David Bowen—Witnessing Waves a World Away through Mechanical Sculpture
When a tsunami struck Japan on March 11, 2011, David Bowen’s kinetic sculpture tele-present water—which uses real-time NOAA buoy data to re-create ocean waves—started heaving up and down inside the Esther Klein Gallery in Philadelphia. “I don’t know if it was data from the tsunami or if the system just got overwhelmed, but it was a disturbing and fascinating thing that happened to the piece,” Bowen says from Scientific Delirium Madness, a California residency that brings together artists and scientists.

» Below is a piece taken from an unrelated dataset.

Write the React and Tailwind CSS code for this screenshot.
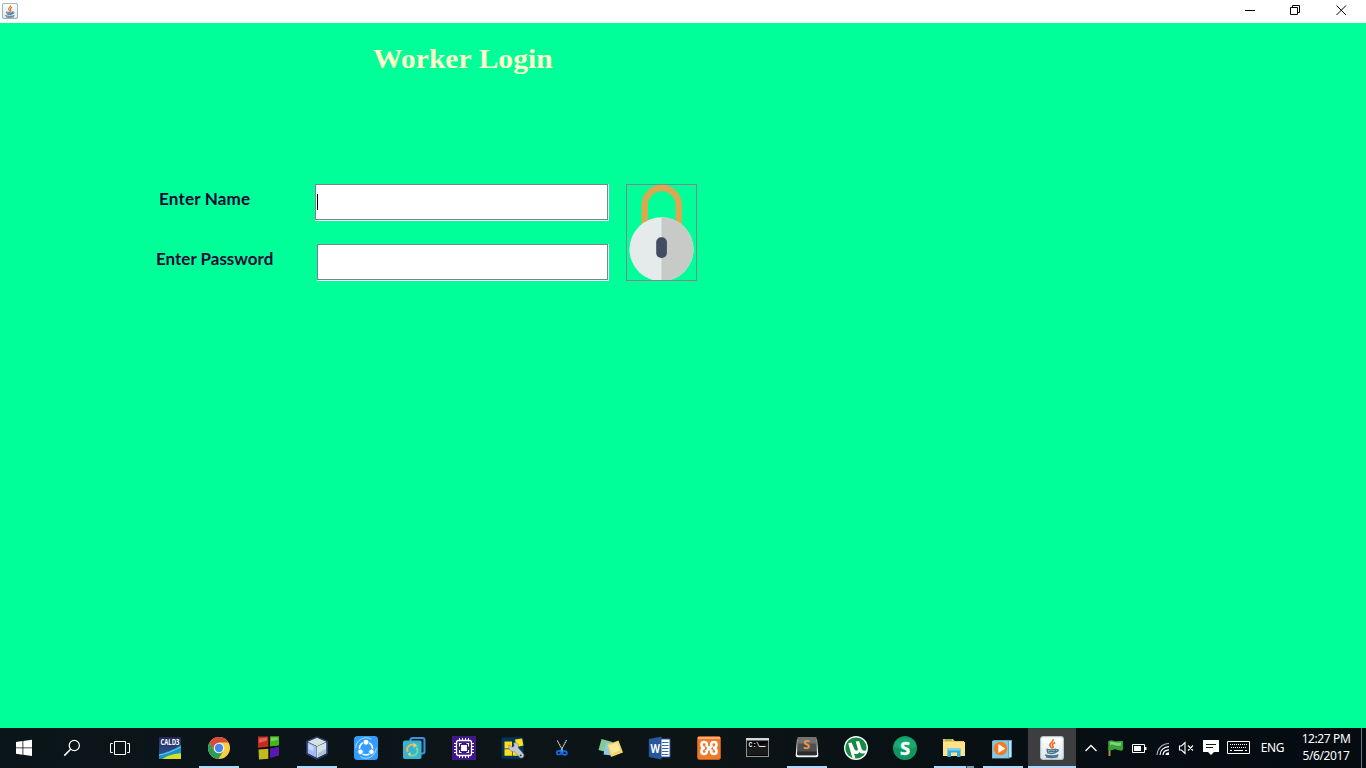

To create tele-present water, the Minnesota-based artist wrote a web-scraping code that grabs data on wave height and period from NOAA’s National Data Buoy Center. The specific buoy he taps depends on the location of the exhibit—the piece has been shown in the United States, Europe, and Japan—with Bowen opting for buoys as distant as possible. The data is then scaled to the range of the tiny motors that operate the marionette-like mechanical grid structure. The result is a simulation of the movement of the ocean on the other side of the world. “I’m exploring ideas of interconnectedness—how changing climate and changing oceans affect us all in some way,” says Bowen, who has created other water-inspired works using data he’s collected. “Water is just such a fundamental thing—it’s something that’s on all of our minds.”